The US Department of Justice this week sought dismissal of a frivolous challenge to the constitutionality of the Matthew Shepard and James Byrd Jr. Hate Crimes Prevention Act. The Government argued that the plaintiffs, four anti-LGBT pastors and political activists, lacked legal standing to challenge the law, which criminalizes violent physical attacks based on religion, national origin, gender, sexual orientation, gender identity, or religion in certain circumstances. According to the DOJ’s brief, the plaintiffs’ claimed fear that they would be prosecuted as violent criminals for issuing anti-LGBT speeches and publications was so obviously at odds with the provision of the law that the suit should be immediately dismissed.

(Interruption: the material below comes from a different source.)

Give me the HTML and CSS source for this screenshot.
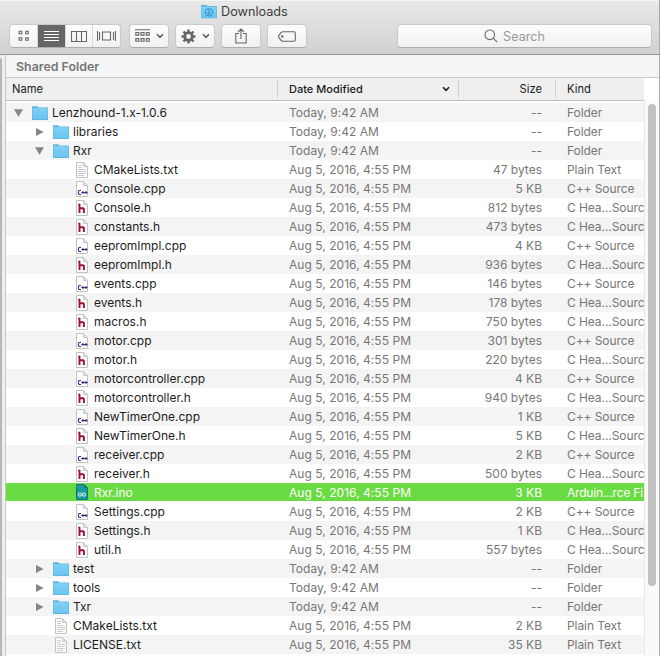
FILE: index.html
```html
<!DOCTYPE html>
<html lang="en">
<head>
<meta charset="utf-8">
<title>Downloads</title>
<link rel="stylesheet" href="styles.css">
</head>
<body>
<svg class="defs" width="0" height="0">
  <defs>
    <linearGradient id="fg" x1="0" y1="0" x2="0" y2="1"><stop offset="0" stop-color="#7dcff5"/><stop offset="1" stop-color="#6bc5f2"/></linearGradient>
    <symbol id="folder" viewBox="0 0 16 14"><path d="M0 14V.9Q0 .3.6.3H5.2L6.6 1.5H15.4Q16 1.5 16 2.1V14Z" fill="#5ab5e0"/><path d="M.5 3H15.5V13H.5Z" fill="url(#fg)"/><path d="M.5 2.8H15.5" stroke="#9bdcf8" stroke-width=".8"/></symbol>
    <symbol id="page" viewBox="0 0 12 16"><path d="M.5.5H7.5L11.5 4.5V15.5H.5Z" fill="#fff" stroke="#c2c2c2"/><path d="M7.5.5V4.5H11.5Z" fill="#e4e4e4" stroke="#c8c8c8"/></symbol>
    <symbol id="txt" viewBox="0 0 12 16"><use href="#page"/><path d="M2 3.5H6M2 5.5H6M2 7.5H10M2 9.5H10M2 11.5H10M2 13.5H8" stroke="#cdcdcd" fill="none"/></symbol>
    <symbol id="cpp" viewBox="0 0 12 16"><use href="#page"/><path d="M5 9.5H3.2L2.5 10.2V12.8L3.2 13.5H5M5.2 11.5H11.6M7 10V13M10 10V13" stroke="#402a86" stroke-width="1.1" fill="none"/></symbol>
    <symbol id="h" viewBox="0 0 12 16"><use href="#page"/><path d="M3.5 4V13M2.2 4.6H4M4 8.2H7L7.9 9V13" stroke="#a30d35" stroke-width="1.9" fill="none"/></symbol>
    <symbol id="ino" viewBox="0 0 12 16"><path d="M.5.5H8L11.5 4V15.5H.5Z" fill="#1a9a9d" stroke="#147679"/><path d="M8 .5V4H11.5Z" fill="#127073"/><circle cx="3.9" cy="10.6" r="1.6" fill="none" stroke="#e8ffff"/><circle cx="7.9" cy="10.6" r="1.6" fill="none" stroke="#e8ffff"/></symbol>
    <symbol id="open" viewBox="0 0 9 8"><path d="M0 .3H9L4.5 7.8Z" fill="#868686"/></symbol>
    <symbol id="closed" viewBox="0 0 9 8"><path d="M1 0V8L8.6 4Z" fill="#868686"/></symbol>
    <symbol id="chev" viewBox="0 0 8 6"><path d="M1 1.2L4 4.3L7 1.2" fill="none" stroke="currentColor" stroke-width="1.5"/></symbol>
  </defs>
</svg>
<div class="window">
  <header class="toolbar">
    <div class="title">
      <svg width="16" height="15" viewBox="0 0 16 14"><use href="#folder" width="16" height="14"/><circle cx="8" cy="7.8" r="3.7" fill="none" stroke="#278fc9"/><path d="M8 5.5V9.5M6.2 8L8 9.8L9.8 8" fill="none" stroke="#278fc9"/></svg>
      <span>Downloads</span>
    </div>
    <div class="tools">
      <div class="segments">
        <span class="seg s1"><svg width="12" height="12" viewBox="0 0 12 12"><path d="M1.2 1.2h2.6v2.6H1.2zM7.7 1.2h2.6v2.6H7.7zM1.2 7.7h2.6v2.6H1.2zM7.7 7.7h2.6v2.6H7.7z"/></svg></span>
        <span class="seg s2"><svg width="15" height="12" viewBox="0 0 15 12"><path d="M0 1.5H15M0 4.5H15M0 7.5H15M0 10.5H15"/></svg></span>
        <span class="seg s3"><svg width="16" height="11" viewBox="0 0 16 11"><path d="M.5.5H15.5V10.5H.5ZM5.5.5V10.5M10.5.5V10.5"/></svg></span>
        <span class="seg s4"><svg width="19" height="12" viewBox="0 0 19 12"><path d="M.5 1V11M2.5 2V10M5.5 2H13.5V10H5.5ZM16.5 2V10M18.5 1V11"/></svg></span>
      </div>
      <span class="btn arrange"><svg width="15" height="14" viewBox="0 0 15 14"><path d="M0 .7H15M.8 3.5h3v2.6h-3zM6 3.5h3v2.6H6zM11.2 3.5h3v2.6h-3zM.8 9.6h3v2.6h-3zM6 9.6h3v2.6H6zM11.2 9.6h3v2.6h-3z"/></svg><svg class="chev" width="8" height="6"><use href="#chev"/></svg></span>
      <span class="btn action"><svg width="15" height="15" viewBox="0 0 15 15"><circle cx="7.5" cy="7.5" r="3.8" stroke-width="2.8"/><path d="M7.5.5V3M7.5 12V14.5M.5 7.5H3M12 7.5H14.5M2.5 2.5L4.3 4.3M10.7 10.7L12.5 12.5M12.5 2.5L10.7 4.3M4.3 10.7L2.5 12.5" stroke-width="2.4"/></svg><svg class="chev" width="8" height="6"><use href="#chev"/></svg></span>
      <span class="btn share"><svg width="12" height="16" viewBox="0 0 12 16"><path d="M4 5.5H.8V15H11.2V5.5H8M6 11V1.2M3 4L6 1L9 4"/></svg></span>
      <span class="btn tag"><svg width="18" height="11" viewBox="0 0 18 11"><path d="M5.2.7H15.7Q17.3.7 17.3 2.2V8.8Q17.3 10.3 15.7 10.3H5.2Q3.8 10.3 3 9.3L.8 6.4Q.2 5.5.8 4.6L3 1.7Q3.8.7 5.2.7Z"/><circle cx="4.2" cy="5.5" r=".7"/></svg></span>
      <span class="search"><svg width="14" height="14" viewBox="0 0 14 14"><circle cx="5.8" cy="5.8" r="4.8"/><path d="M9.3 9.3L13.2 13.2"/></svg><span>Search</span></span>
    </div>
  </header>
  <div class="body">
    <div class="side"><div class="grip"></div></div>
    <main class="pane">
      <div class="path">Shared Folder</div>
      <div class="cols">
        <span class="cn">Name</span>
        <span class="cd"><span>Date Modified</span><svg width="8" height="6"><use href="#chev"/></svg></span>
        <span class="cs">Size</span>
        <span class="ck">Kind</span>
      </div>
      <div class="content">
        <div class="list">
          <div class="row d0"><span class="name"><svg class="tri"><use href="#open"/></svg><svg class="fold"><use href="#folder"/></svg>Lenzhound-1.x-1.0.6</span><span class="date">Today, 9:42 AM</span><span class="size">--</span><span class="kind">Folder</span></div>
          <div class="row d1"><span class="name"><svg class="tri"><use href="#closed"/></svg><svg class="fold"><use href="#folder"/></svg>libraries</span><span class="date">Today, 9:42 AM</span><span class="size">--</span><span class="kind">Folder</span></div>
          <div class="row d1"><span class="name"><svg class="tri"><use href="#open"/></svg><svg class="fold"><use href="#folder"/></svg>Rxr</span><span class="date">Today, 9:42 AM</span><span class="size">--</span><span class="kind">Folder</span></div>
          <div class="row d2"><span class="name"><svg class="file"><use href="#txt"/></svg>CMakeLists.txt</span><span class="date">Aug 5, 2016, 4:55 PM</span><span class="size">47 bytes</span><span class="kind">Plain Text</span></div>
          <div class="row d2"><span class="name"><svg class="file"><use href="#cpp"/></svg>Console.cpp</span><span class="date">Aug 5, 2016, 4:55 PM</span><span class="size">5 KB</span><span class="kind">C++ Source</span></div>
          <div class="row d2"><span class="name"><svg class="file"><use href="#h"/></svg>Console.h</span><span class="date">Aug 5, 2016, 4:55 PM</span><span class="size">812 bytes</span><span class="kind">C Hea...Sourc</span></div>
          <div class="row d2"><span class="name"><svg class="file"><use href="#h"/></svg>constants.h</span><span class="date">Aug 5, 2016, 4:55 PM</span><span class="size">473 bytes</span><span class="kind">C Hea...Sourc</span></div>
          <div class="row d2"><span class="name"><svg class="file"><use href="#cpp"/></svg>eepromImpl.cpp</span><span class="date">Aug 5, 2016, 4:55 PM</span><span class="size">4 KB</span><span class="kind">C++ Source</span></div>
          <div class="row d2"><span class="name"><svg class="file"><use href="#h"/></svg>eepromImpl.h</span><span class="date">Aug 5, 2016, 4:55 PM</span><span class="size">936 bytes</span><span class="kind">C Hea...Sourc</span></div>
          <div class="row d2"><span class="name"><svg class="file"><use href="#cpp"/></svg>events.cpp</span><span class="date">Aug 5, 2016, 4:55 PM</span><span class="size">146 bytes</span><span class="kind">C++ Source</span></div>
          <div class="row d2"><span class="name"><svg class="file"><use href="#h"/></svg>events.h</span><span class="date">Aug 5, 2016, 4:55 PM</span><span class="size">178 bytes</span><span class="kind">C Hea...Sourc</span></div>
          <div class="row d2"><span class="name"><svg class="file"><use href="#h"/></svg>macros.h</span><span class="date">Aug 5, 2016, 4:55 PM</span><span class="size">750 bytes</span><span class="kind">C Hea...Sourc</span></div>
          <div class="row d2"><span class="name"><svg class="file"><use href="#cpp"/></svg>motor.cpp</span><span class="date">Aug 5, 2016, 4:55 PM</span><span class="size">301 bytes</span><span class="kind">C++ Source</span></div>
          <div class="row d2"><span class="name"><svg class="file"><use href="#h"/></svg>motor.h</span><span class="date">Aug 5, 2016, 4:55 PM</span><span class="size">220 bytes</span><span class="kind">C Hea...Sourc</span></div>
          <div class="row d2"><span class="name"><svg class="file"><use href="#cpp"/></svg>motorcontroller.cpp</span><span class="date">Aug 5, 2016, 4:55 PM</span><span class="size">4 KB</span><span class="kind">C++ Source</span></div>
          <div class="row d2"><span class="name"><svg class="file"><use href="#h"/></svg>motorcontroller.h</span><span class="date">Aug 5, 2016, 4:55 PM</span><span class="size">940 bytes</span><span class="kind">C Hea...Sourc</span></div>
          <div class="row d2"><span class="name"><svg class="file"><use href="#cpp"/></svg>NewTimerOne.cpp</span><span class="date">Aug 5, 2016, 4:55 PM</span><span class="size">1 KB</span><span class="kind">C++ Source</span></div>
          <div class="row d2"><span class="name"><svg class="file"><use href="#h"/></svg>NewTimerOne.h</span><span class="date">Aug 5, 2016, 4:55 PM</span><span class="size">5 KB</span><span class="kind">C Hea...Sourc</span></div>
          <div class="row d2"><span class="name"><svg class="file"><use href="#cpp"/></svg>receiver.cpp</span><span class="date">Aug 5, 2016, 4:55 PM</span><span class="size">2 KB</span><span class="kind">C++ Source</span></div>
          <div class="row d2"><span class="name"><svg class="file"><use href="#h"/></svg>receiver.h</span><span class="date">Aug 5, 2016, 4:55 PM</span><span class="size">500 bytes</span><span class="kind">C Hea...Sourc</span></div>
          <div class="row d2 selected"><span class="name"><svg class="file"><use href="#ino"/></svg>Rxr.ino</span><span class="date">Aug 5, 2016, 4:55 PM</span><span class="size">3 KB</span><span class="kind">Arduin...rce Fi</span></div>
          <div class="row d2"><span class="name"><svg class="file"><use href="#cpp"/></svg>Settings.cpp</span><span class="date">Aug 5, 2016, 4:55 PM</span><span class="size">2 KB</span><span class="kind">C++ Source</span></div>
          <div class="row d2"><span class="name"><svg class="file"><use href="#h"/></svg>Settings.h</span><span class="date">Aug 5, 2016, 4:55 PM</span><span class="size">1 KB</span><span class="kind">C Hea...Sourc</span></div>
          <div class="row d2"><span class="name"><svg class="file"><use href="#h"/></svg>util.h</span><span class="date">Aug 5, 2016, 4:55 PM</span><span class="size">557 bytes</span><span class="kind">C Hea...Sourc</span></div>
          <div class="row d1"><span class="name"><svg class="tri"><use href="#closed"/></svg><svg class="fold"><use href="#folder"/></svg>test</span><span class="date">Today, 9:42 AM</span><span class="size">--</span><span class="kind">Folder</span></div>
          <div class="row d1"><span class="name"><svg class="tri"><use href="#closed"/></svg><svg class="fold"><use href="#folder"/></svg>tools</span><span class="date">Today, 9:42 AM</span><span class="size">--</span><span class="kind">Folder</span></div>
          <div class="row d1"><span class="name"><svg class="tri"><use href="#closed"/></svg><svg class="fold"><use href="#folder"/></svg>Txr</span><span class="date">Today, 9:42 AM</span><span class="size">--</span><span class="kind">Folder</span></div>
          <div class="row d1 leaf"><span class="name"><svg class="file"><use href="#txt"/></svg>CMakeLists.txt</span><span class="date">Aug 5, 2016, 4:55 PM</span><span class="size">2 KB</span><span class="kind">Plain Text</span></div>
          <div class="row d1 leaf"><span class="name"><svg class="file"><use href="#txt"/></svg>LICENSE.txt</span><span class="date">Aug 5, 2016, 4:55 PM</span><span class="size">35 KB</span><span class="kind">Plain Text</span></div>
        </div>
        <div class="scroll"><div class="thumb"></div></div>
      </div>
    </main>
  </div>
</div>
</body>
</html>
```

FILE: styles.css
```css
* { box-sizing: border-box; }
body { margin: 0; background: #fff; font-family: Inter, "Liberation Sans", sans-serif; font-size: 12px; color: #1c1c1c; }
svg { display: block; flex: none; }
.defs { position: absolute; }
.window { width: 660px; height: 656px; overflow: hidden; display: flex; flex-direction: column; border-right: 1px solid #a9a9a9; }
.toolbar { height: 55px; flex: none; border-top: 1px solid #f5f5f5; border-bottom: 1px solid #979797; background: linear-gradient(#e9e9e9, #d1d1d1); }
.title { height: 23px; display: flex; align-items: center; padding: 0 0 2px 201px; gap: 4px; font-size: 12.7px; color: #3d3d3d; }
.tools { display: flex; height: 24px; }
.segments, .btn, .search { background: linear-gradient(#fdfdfd, #f1f1f1); border: 1px solid #cacaca; border-bottom-color: #adadad; border-radius: 4px; height: 24px; }
.segments { display: flex; width: 112px; margin-left: 9px; overflow: hidden; }
.seg { display: flex; align-items: center; justify-content: center; border-right: 1px solid #d8d8d8; }
.s1 { width: 28px; }
.s2 { width: 28px; background: #666; }
.s3 { width: 27px; }
.s4 { flex: 1; border: 0; }
.tools svg { fill: none; stroke: #666; stroke-width: 1.1; }
.tools .s2 svg { stroke: #fff; }
.btn { display: flex; align-items: center; justify-content: center; width: 40px; gap: 6px; color: #5c5c5c; }
.arrange { margin-left: 8px; }
.action { margin-left: 6px; }
.share { margin-left: 6px; }
.tag { margin-left: 6px; }
.search { display: flex; align-items: center; justify-content: center; gap: 5px; width: 255px; padding-right: 20px; margin-left: 90px; color: #999; font-size: 12.6px; }
.body { flex: 1; display: flex; min-height: 0; }
.side { width: 6px; flex: none; background: #f0efef; border-right: 1px solid #c9c9c9; padding-top: 3px; }
.grip { width: 2px; height: 100%; background: #b9b6b6; border-top-right-radius: 2px; }
.pane { flex: 1; display: flex; flex-direction: column; min-width: 0; }
.path { height: 23px; flex: none; background: #f5f5f5; border-bottom: 1px solid #c8c8c8; padding-left: 10px; line-height: 23px; font-weight: 600; font-size: 12.4px; color: #777; }
.cols { height: 23px; width: 638px; flex: none; display: flex; align-items: center; background: #efefef; border-bottom: 1px solid #bdbdbd; font-size: 11.2px; }
.cols span { height: 18px; line-height: 18px; }
.cn { width: 272px; padding-left: 6px; border-right: 1px solid #d2d2d2; }
.cd { width: 181px; padding: 0 8px 0 11px; border-right: 1px solid #d2d2d2; display: flex; justify-content: space-between; align-items: center; font-size: 11px; font-weight: 500; }
.cs { width: 97px; padding-right: 13px; text-align: right; border-right: 1px solid #d2d2d2; }
.ck { padding-left: 11px; }
.content { flex: 1; display: flex; min-height: 0; overflow: hidden; }
.list { width: 638px; padding-top: 2px; }
.row { display: flex; height: 19px; line-height: 19px; color: #777; }
.row:nth-child(odd) { background: #f4f4f4; }
.row.selected { background: #6bdb43; color: #fff; border-bottom: 1px solid #fff; }
.name { width: 272px; display: flex; align-items: center; color: #1c1c1c; white-space: nowrap; }
.selected .name { color: #fff; }
.tri { width: 9px; height: 8px; margin-right: 9px; }
.fold { width: 16px; height: 14px; margin-right: 4px; }
.file { width: 12px; height: 16px; margin-right: 6px; }
.d0 .name { padding-left: 8px; }
.d1 .name { padding-left: 29px; }
.d2 .name { padding-left: 70px; }
.leaf .name { padding-left: 49px; }
.date { width: 181px; padding-left: 11px; letter-spacing: .04px; }
.size { width: 83px; text-align: right; }
.kind { width: 102px; padding-left: 25px; overflow: hidden; white-space: nowrap; letter-spacing: -.08px; }
.selected .kind { letter-spacing: -.2px; }
.scroll { width: 15px; flex: none; background: #fafafa; border-left: 1px solid #e8e8e8; padding: 3px 0 0 3px; }
.thumb { width: 8px; height: 482px; border-radius: 4px; background: #c1c1c1; }
```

The Justice Department also cited a litany of legal precedents contradicting the lawsuit’s spurious claims, which assert that the Act is vague, overbroad, infringes speech and religious exercise, discriminates against heterosexual and non-transgender people, exceeds Congressional authority and infringes the rights of the states. Most of these arguments have been made repeatedly and unsuccessfully in the past against state hate crime and nondiscrimination laws.

Of course, like the lawsuits challenging the recent health care reforms, the purpose of this lawsuit is not actually to vindicate any legal right. The purpose is not to win. The idea that this law – which, like prior federal hate crimes laws, focuses exclusively on violent crimes, and which states explicitly that it can never be used to target constitutionally-protected activity – could ever be used to target churches or political groups is simply preposterous.

The point of this lawsuit, and others like it, is to advance a public message – a message based entirely on fear rather than facts – that new civil rights laws are somehow different from older ones, and somehow threaten religious freedom or other important rights. It is pure political theater, designed to manufacture, through simple repetition, a reason other than simple prejudice to oppose equal rights.